En effet, la Chine a un tout autre but. « Pour la première fois dans l’Histoire, une mission lunaire va ramener des échantillons de la face cachée de la Lune. » Deux kilogrammes au total, dont l’IRAP et le CNES aimeraient bien récupérer quelques grammes. « Nous pourrons alors comparer les mesures réalisées sur la surface lunaire à celles réalisées sur les échantillons », détaille Pierre-Yves Meslin.
Une mission de 48h
Sur la Lune, DORN devra aller très vite car la mission chinoise ne compte pas s’éterniser sur place. « Une fois posé, Chang’e 6 restera actif pendant 48h à la surface de la Lune » explique Aurélie Moussi. Le temps pour le bras articulé de récupérer les échantillons, et permettre à la capsule de revenir sur Terre ». Les équipes françaises suivront tout cela en direct, sur place. « En cas de problème, on se doit d’être sur le même fuseau horaire. »
Si la mission est courte, ces deux jours sont suffisants pour atteindre l’objectif scientifique de Pierre-Yves Meslin. « Le radon a une durée de vie assez courte à la surface lunaire, cela veut dire que lorsqu’on en mesure, il vient de sortir. » Selon le chercheur, c’est le dégazage de la Lune qui fait ressortir le radon dans l’air. « Avec ces mesures, on va pouvoir étudier l’origine de l’atmosphère de la Lune », s’enthousiasme-t-il.
Des mesures inédites
Le travail de DORN est très attendu par la communauté scientifique. En effet, aucune mission lunaire n’a sondé le radon dans le sol lunaire. « Seules des mesures lointaines ont été faites par les missions Apollo 15 et 16 dans les années 70 », explique Pierre-Yves Meslin. La dernière observation du radon sur la Lune date de 2007 par une sonde japonaise.

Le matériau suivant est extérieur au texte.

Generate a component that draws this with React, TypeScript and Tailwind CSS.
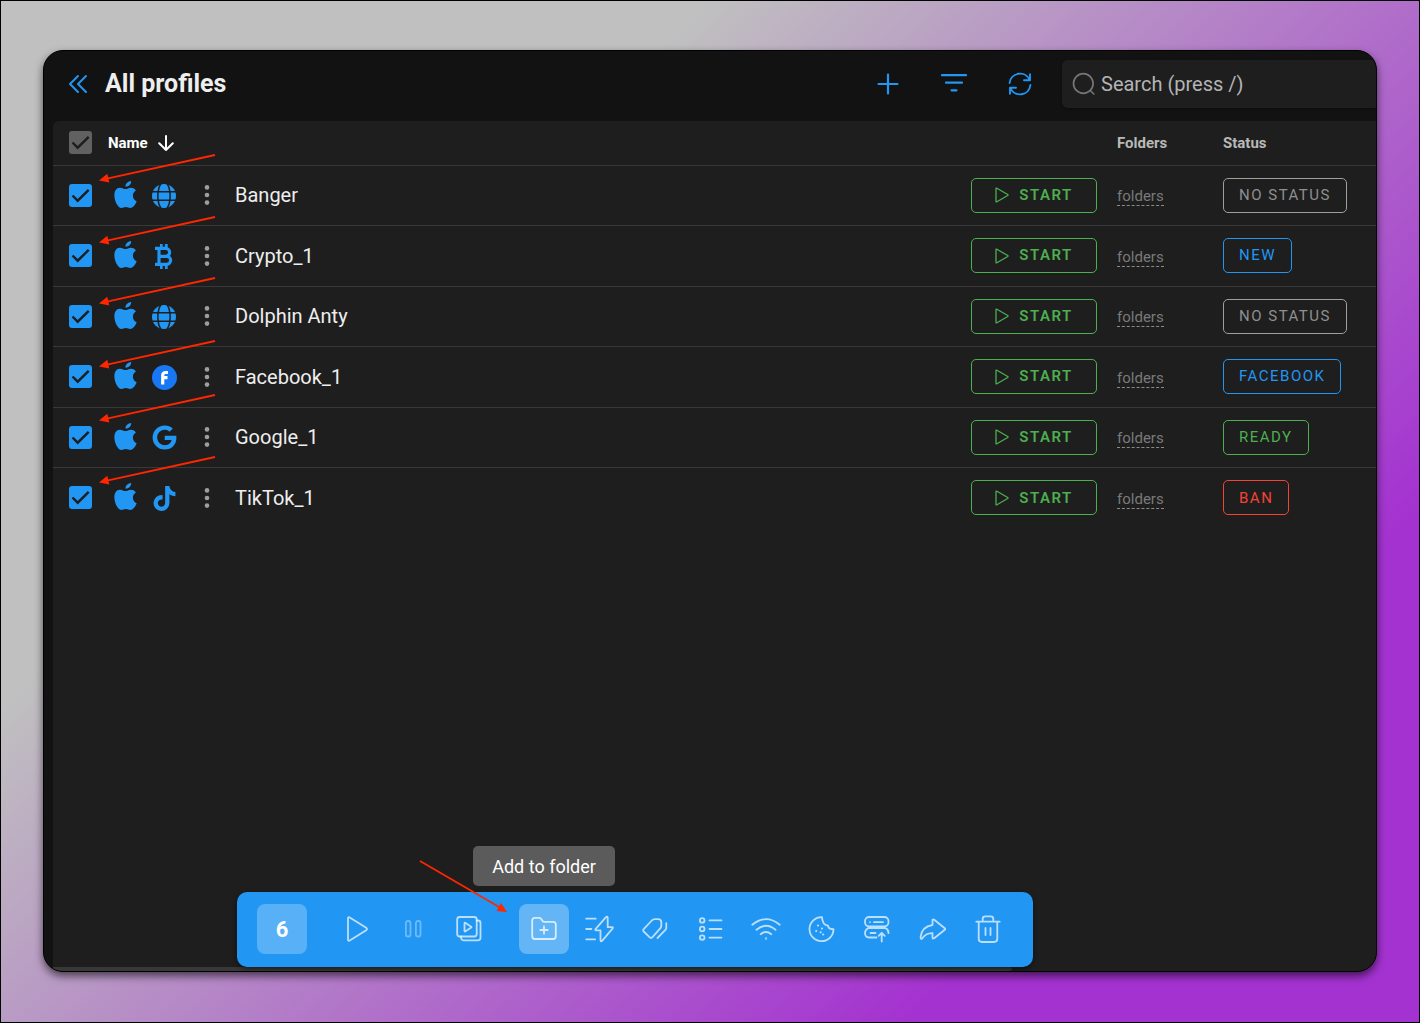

Les données seront donc particulièrement scrutées à leur retour. « Les Chinois auront accès à certains résultats, détaille le chercheur. On ne donne pas tout clé en main, c’est le fruit de longues négociations. Mais on travaille avec des gens de bonne volonté. » L’institut de géologie et de géophysique de Pékin est d’ailleurs étroitement associé au projet DORN.
Un coût de 5 millions d’euros
En cas de réussite de la mission, DORN pourrait bien retourner dans l’espace à l’avenir. « Quand un instrument a fait ses preuves, c’est plus facile pour répondre à d’autres appels d’offres » détaille Aurélie Moussi du CNES. D’autant plus que les candidats à la Lune sont de plus en plus nombreux (Inde, Japon, Emirats, Europe …) De quoi rentabiliser le coût de développement de l’instrument estimé à 5 millions d’euros. « Dans le spatial, le coût est d’environ 1 million d’euros par kilo, on y est » calcule Pierre-Yves Meslin
Vu le marché potentiel, il y a fort à parier que les industriels qui ont participé à la création du DORN vont suivre avec attention le lancement de Chang’e 6. Parmi eux, 14 sont originaires de la Haute-Garonne (Steel Electronique, Microtec, Alten, COMAT …), faisant du 31 le département le plus représenté dans la fabrication de DORN.